Does this guy ever smile? Does he even speak? No on the first count, and rarely on the second in his latest adventure, “Quantum of Solace.”

It’s the 22nd entry in the nearly 50-year-old franchise, and it’s undoubtedly one of the dullest, despite a preponderance of action scenes stacked up like planes on a runway.

The problem is that you’ve probably seen all these tricks before and seen them performed better, especially in the Jason Bourne flicks, a lively, thrilling franchise that Bond now unceremoniously takes a backseat to in creativity and spark.

This Bond wants to pump you up like Bourne, but merely deflates whenever it begs comparisons to 007’s amnesiac rival, which is often.

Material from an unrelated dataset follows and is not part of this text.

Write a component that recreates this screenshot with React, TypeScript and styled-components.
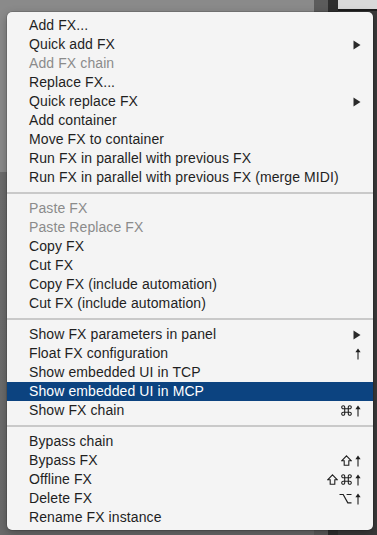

It’s as if Bond has been re-Bourne, especially after he sets out to avenge the death of his girlfriend in a quest eerily similar to the one Matt Damon went on after Franka Potente’s character became collateral damage in “Bourne Supremacy.”

No matter. Originality was never part of the plan with this rebooted 007, who no longer sips martinis, smooth talks the ladies or utters the trademark “Bond, James Bond.”

Sadly, the old-fashioned, cerebral 007 has been exchanged for a humorless assassin one chromosome removed from a brainless action star.

He’s not the only one dumbed down, either. So is the script, an incoherent mish-mash by Paul Haggis, Neal Purvis and Robert Wade (the trio who also wrote the superior “Casino Royale”) that exists merely to connect more than a dozen high-tech action sequences that are generally more blah than wow.

You instantly know you’re in for a trudge when Swiss director Marc Forster (“The Kite Runner”) opens with a cliché mountainside car chase that becomes symbolic of a ride that will be all downhill.

The only thing headed up is the body count, as Bond turns rogue and starts shooting, stabbing and maiming seemingly at will while giving his passport a real workout, hopping from the U.K. to Haiti to Bolivia, where a nefarious plan is hatched to privatize that nation’s water supply.

Along the way, he picks up a couple of Bond girls, one of whom he beds (Gemma Arterton) even though he’s still allegedly grieving the death of his beloved Vesper (the smashing Eva Green, killed off in “Royale”), who took her last breath only days before “Quantum of Solace” begins.

Ironically, it’s the girl Bond doesn’t have sex with, Olga Kurylenko as the enigmatic Camille, who packs most of the heat. Her loyalties shift like the wind, making her every bit Bond’s equal when it comes to romantic free agency. Surely, sparks will fly.

Well, I’m still waiting. But I’m not blaming Kurylenko as much as I do Craig, who possesses neither the charm nor the charisma of 007s like Connery and Brosnan.

He’s flat, dull and overmatched, especially in his handful of scenes opposite the great Judi Dench, reprising her long-running role as M, the taciturn head of MI6.

I swear she’s tougher than him, a perception enhanced when she emasculates him metaphorically by calling for his gun and credit cards when she suspects her boy’s latest mission might be becoming too personal.

That she even comprehends what that mission is puts her several steps ahead of all those audience members helplessly attempting to follow what the heck is going on.

Turns out to be nothing, really, just like the movie, which misfires on nearly every level, largely because Forster, a director who excels at intimate dramas like “Monster’s Ball” and “Finding Neverland,” just isn’t a man of action.

If the producers really wanted 007 to be more like Bourne, they should have pilfered that franchise’s resident director, Paul Greengrass, who consistently demonstrates a gift for melding story and action.

Forster has no such gift but does lend the film an appealing aesthetic that raises “Quantum’s” value above junk Bond status. But it’s hardly enough to warrant an investment in a franchise so clearly steeped in recession.